Aim of the task: Keep only the lines of the listing that include the word "styles", and copy them.

Data segment:

##########

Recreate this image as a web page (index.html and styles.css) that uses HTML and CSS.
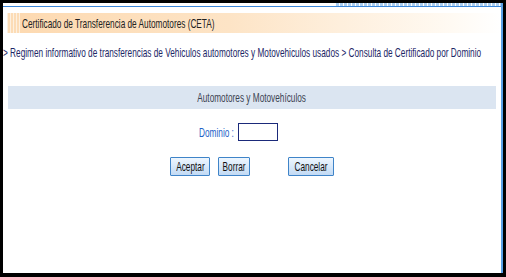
FILE: index.html
```html
<!DOCTYPE html>
<html lang="es">
<head>
  <meta charset="UTF-8" />
  <title>Certificado de Transferencia de Automotores (CETA)</title>
  <link rel="stylesheet" href="styles.css">
</head>
<body>
  <div class="frame">
    <div class="top-dots"></div>
    <div class="top-line"></div>

    <div class="title-bar">
      <span class="stripes"></span>
      <span class="narrow title">Certificado de Transferencia de Automotores (CETA)</span>
    </div>

    <p class="breadcrumb"><span class="narrow">&gt; Regimen informativo de transferencias de Vehiculos automotores y Motovehiculos usados &gt; Consulta de Certificado por Dominio</span></p>

    <div class="section-head"><span class="narrow mid">Automotores y Motovehículos</span></div>

    <div class="field-row">
      <label for="dominio"><span class="narrow end">Dominio :</span></label>
      <input type="text" id="dominio">
    </div>

    <div class="button-row">
      <button class="btn-aceptar"><span class="narrow mid">Aceptar</span></button>
      <button class="btn-borrar"><span class="narrow mid">Borrar</span></button>
      <button class="btn-cancelar"><span class="narrow mid">Cancelar</span></button>
    </div>
  </div>
</body>
</html>
```

FILE: styles.css
```css
html, body {
  margin: 0;
  padding: 0;
  background: #000;
  height: 277px;
  overflow: hidden;
}
body {
  font-family: "Liberation Sans", Arial, sans-serif;
  font-size: 13px;
}
/* the old page renders its Arial squeezed, so the text is narrowed */
.narrow {
  display: inline-block;
  white-space: nowrap;
  transform: scaleX(0.635);
  transform-origin: left center;
}
.narrow.mid {
  transform-origin: center center;
}
.narrow.end {
  transform-origin: right center;
}
.frame {
  margin: 3px 3px 0 3px;
  height: 270px;
  background: #fff;
  border-right: 2px solid #5aa0e6;
  box-sizing: border-box;
  overflow: hidden;
}
.top-dots {
  height: 3px;
  margin-left: 333px;
  background: repeating-linear-gradient(90deg, #a9cdf0 0 3px, #fff 3px 4px);
}
.top-line {
  height: 1px;
  background: #3a86d8;
}
.title-bar {
  display: flex;
  align-items: center;
  height: 20px;
  margin: 6px 0 0 4px;
  background: linear-gradient(90deg, #fdd9b0 0%, #fde4c6 45%, #fffaf3 90%, #fff 100%);
}
.stripes {
  width: 13px;
  height: 100%;
  background: repeating-linear-gradient(90deg, #fdf0e0 0 1px, #fcdcb6 1px 3px);
}
.title {
  margin-left: 2px;
  color: #222;
}
.breadcrumb {
  margin: 12px 0 0 0;
  line-height: 15px;
  color: #1c2766;
  white-space: nowrap;
  overflow: hidden;
}
.section-head {
  margin: 26px 5px 0 5px;
  height: 23px;
  line-height: 23px;
  background: #dbe5f1;
  color: #3d4452;
  text-align: center;
}
.field-row {
  display: flex;
  justify-content: center;
  align-items: center;
  gap: 4px;
  margin: 14px 0 0 0;
  padding-right: 28px;
}
.field-row label {
  display: flex;
  justify-content: flex-end;
  width: 36px;
  color: #1e62c8;
}
.field-row input {
  width: 40px;
  height: 18px;
  box-sizing: border-box;
  border: 1px solid #1b2a7a;
  padding: 0 2px;
  font: inherit;
}
.button-row {
  display: flex;
  justify-content: center;
  gap: 8px;
  margin: 16px 0 0 0;
}
.button-row button {
  display: flex;
  justify-content: center;
  align-items: center;
  height: 19px;
  padding: 0;
  font: inherit;
  color: #111;
  background: linear-gradient(#eef6fe, #c2daf4);
  border: 1px solid #3f84c8;
  border-radius: 1px;
}
.btn-aceptar { width: 40px; }
.btn-borrar { width: 32px; }
.btn-cancelar {
  width: 46px;
  margin-left: 30px;
}
```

##########

Solution to this exercise:
Recreate this image as a web page (index.html and styles.css) that uses HTML and CSS.
  <link rel="stylesheet" href="styles.css">
FILE: styles.css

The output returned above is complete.